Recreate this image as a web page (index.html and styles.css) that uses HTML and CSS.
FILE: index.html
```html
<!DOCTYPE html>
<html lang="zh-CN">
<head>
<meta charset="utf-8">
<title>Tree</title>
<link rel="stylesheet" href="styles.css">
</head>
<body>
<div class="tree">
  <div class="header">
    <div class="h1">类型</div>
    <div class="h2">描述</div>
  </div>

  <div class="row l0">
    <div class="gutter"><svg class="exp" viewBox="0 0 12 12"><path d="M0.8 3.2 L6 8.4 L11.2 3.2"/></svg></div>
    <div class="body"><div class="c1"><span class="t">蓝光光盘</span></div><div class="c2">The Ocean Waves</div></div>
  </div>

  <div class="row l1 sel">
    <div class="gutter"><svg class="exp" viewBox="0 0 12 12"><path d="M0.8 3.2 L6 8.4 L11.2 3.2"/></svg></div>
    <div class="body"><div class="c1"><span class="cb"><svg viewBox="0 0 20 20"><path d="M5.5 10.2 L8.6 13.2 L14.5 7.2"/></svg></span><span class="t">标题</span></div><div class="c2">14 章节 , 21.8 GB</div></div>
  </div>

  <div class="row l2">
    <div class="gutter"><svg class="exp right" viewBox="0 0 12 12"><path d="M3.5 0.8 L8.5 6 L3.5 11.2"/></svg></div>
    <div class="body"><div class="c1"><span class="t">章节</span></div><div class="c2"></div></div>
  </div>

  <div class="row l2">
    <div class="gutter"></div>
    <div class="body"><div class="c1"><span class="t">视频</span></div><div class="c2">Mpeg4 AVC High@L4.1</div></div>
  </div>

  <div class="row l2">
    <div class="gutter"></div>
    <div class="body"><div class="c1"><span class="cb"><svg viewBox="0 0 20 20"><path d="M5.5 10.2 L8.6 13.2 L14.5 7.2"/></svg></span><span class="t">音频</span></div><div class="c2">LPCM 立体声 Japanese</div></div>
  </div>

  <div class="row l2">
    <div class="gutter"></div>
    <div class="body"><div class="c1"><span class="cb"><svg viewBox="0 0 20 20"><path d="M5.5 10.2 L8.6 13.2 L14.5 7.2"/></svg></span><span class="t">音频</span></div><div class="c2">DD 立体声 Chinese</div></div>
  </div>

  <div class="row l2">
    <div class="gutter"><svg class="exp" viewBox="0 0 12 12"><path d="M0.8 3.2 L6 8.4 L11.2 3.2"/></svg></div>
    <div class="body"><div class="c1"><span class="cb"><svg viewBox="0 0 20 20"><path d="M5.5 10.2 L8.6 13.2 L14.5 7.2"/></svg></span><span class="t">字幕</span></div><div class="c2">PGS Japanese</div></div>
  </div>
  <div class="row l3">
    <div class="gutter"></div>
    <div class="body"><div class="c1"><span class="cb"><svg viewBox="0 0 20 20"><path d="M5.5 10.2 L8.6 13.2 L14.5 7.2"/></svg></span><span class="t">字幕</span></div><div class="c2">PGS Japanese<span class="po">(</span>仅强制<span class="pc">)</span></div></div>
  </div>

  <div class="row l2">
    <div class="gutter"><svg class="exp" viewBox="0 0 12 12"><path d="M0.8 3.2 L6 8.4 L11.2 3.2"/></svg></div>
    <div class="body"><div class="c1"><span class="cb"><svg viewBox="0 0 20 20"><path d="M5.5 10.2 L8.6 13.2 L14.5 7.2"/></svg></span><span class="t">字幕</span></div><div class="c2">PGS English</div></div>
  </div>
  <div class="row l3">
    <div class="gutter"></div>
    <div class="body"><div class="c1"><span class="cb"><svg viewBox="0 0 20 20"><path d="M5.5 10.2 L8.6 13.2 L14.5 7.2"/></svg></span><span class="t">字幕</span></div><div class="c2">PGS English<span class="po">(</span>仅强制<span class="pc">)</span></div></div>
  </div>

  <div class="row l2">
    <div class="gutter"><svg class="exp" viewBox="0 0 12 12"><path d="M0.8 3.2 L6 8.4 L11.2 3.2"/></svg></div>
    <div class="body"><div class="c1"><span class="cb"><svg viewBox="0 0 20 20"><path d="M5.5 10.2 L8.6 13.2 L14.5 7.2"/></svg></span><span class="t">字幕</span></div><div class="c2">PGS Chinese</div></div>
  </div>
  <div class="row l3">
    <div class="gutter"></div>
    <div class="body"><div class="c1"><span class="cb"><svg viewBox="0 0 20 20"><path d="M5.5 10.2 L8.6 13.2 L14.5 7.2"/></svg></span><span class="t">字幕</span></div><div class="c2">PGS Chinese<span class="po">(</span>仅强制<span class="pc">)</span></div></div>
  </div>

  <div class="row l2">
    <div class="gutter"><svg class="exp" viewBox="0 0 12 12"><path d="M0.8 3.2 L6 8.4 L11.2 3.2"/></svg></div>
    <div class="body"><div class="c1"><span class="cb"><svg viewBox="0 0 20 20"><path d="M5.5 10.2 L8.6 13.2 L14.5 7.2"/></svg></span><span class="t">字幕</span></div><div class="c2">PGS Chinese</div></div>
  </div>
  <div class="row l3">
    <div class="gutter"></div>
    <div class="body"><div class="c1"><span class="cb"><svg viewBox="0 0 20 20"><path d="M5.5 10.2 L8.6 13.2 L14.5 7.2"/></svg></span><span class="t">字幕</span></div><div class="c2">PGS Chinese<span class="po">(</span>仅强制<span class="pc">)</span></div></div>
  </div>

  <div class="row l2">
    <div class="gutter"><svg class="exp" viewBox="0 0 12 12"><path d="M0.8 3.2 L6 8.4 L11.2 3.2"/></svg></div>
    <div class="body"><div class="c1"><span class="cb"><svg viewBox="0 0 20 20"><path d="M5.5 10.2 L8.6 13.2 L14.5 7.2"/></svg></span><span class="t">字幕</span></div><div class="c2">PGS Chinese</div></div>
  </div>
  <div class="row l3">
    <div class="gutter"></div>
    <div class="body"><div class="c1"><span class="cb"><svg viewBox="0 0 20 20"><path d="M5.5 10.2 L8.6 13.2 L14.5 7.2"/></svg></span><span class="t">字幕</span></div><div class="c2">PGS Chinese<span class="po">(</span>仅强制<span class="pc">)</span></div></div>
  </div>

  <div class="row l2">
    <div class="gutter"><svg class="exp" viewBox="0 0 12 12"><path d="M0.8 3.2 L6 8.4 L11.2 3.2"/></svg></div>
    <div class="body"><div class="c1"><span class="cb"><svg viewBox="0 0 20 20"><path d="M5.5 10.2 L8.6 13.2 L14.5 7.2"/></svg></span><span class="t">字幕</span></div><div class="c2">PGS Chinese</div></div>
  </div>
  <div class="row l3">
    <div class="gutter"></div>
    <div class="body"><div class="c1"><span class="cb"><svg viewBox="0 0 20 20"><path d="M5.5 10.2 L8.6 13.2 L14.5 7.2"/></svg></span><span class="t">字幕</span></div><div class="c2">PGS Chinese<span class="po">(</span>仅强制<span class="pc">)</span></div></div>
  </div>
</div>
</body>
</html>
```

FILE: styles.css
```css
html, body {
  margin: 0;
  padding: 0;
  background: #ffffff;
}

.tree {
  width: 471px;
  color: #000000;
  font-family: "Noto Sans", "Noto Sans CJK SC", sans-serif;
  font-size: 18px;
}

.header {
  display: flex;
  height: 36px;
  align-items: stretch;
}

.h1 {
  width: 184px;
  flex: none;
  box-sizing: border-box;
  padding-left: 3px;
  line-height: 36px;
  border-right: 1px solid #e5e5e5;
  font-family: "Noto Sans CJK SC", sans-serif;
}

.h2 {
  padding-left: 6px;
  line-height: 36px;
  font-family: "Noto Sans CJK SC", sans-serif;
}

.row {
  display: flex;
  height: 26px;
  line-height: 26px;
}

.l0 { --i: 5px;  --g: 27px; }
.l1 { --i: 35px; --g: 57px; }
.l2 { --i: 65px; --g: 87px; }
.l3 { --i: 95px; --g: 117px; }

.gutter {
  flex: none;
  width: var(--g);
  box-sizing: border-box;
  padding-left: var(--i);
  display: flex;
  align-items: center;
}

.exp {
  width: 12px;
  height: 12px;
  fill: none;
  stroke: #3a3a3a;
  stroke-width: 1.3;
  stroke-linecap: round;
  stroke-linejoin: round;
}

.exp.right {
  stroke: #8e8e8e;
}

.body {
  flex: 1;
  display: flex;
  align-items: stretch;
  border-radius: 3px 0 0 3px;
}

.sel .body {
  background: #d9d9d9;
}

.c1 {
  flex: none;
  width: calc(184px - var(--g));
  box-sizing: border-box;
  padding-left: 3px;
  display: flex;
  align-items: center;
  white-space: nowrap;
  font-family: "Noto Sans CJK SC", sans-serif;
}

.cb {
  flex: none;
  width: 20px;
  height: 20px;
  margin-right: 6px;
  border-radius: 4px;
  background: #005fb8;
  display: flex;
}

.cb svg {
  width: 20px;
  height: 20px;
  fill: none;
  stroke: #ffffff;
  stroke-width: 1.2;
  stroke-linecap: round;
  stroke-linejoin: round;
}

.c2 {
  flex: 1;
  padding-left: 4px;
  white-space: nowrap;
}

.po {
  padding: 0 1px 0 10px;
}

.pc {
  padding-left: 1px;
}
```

*-*-*

▶ **Work instructions**: Extract every line above that contains the word "index".

▶ **Complete output**:
Recreate this image as a web page (index.html and styles.css) that uses HTML and CSS.
FILE: index.html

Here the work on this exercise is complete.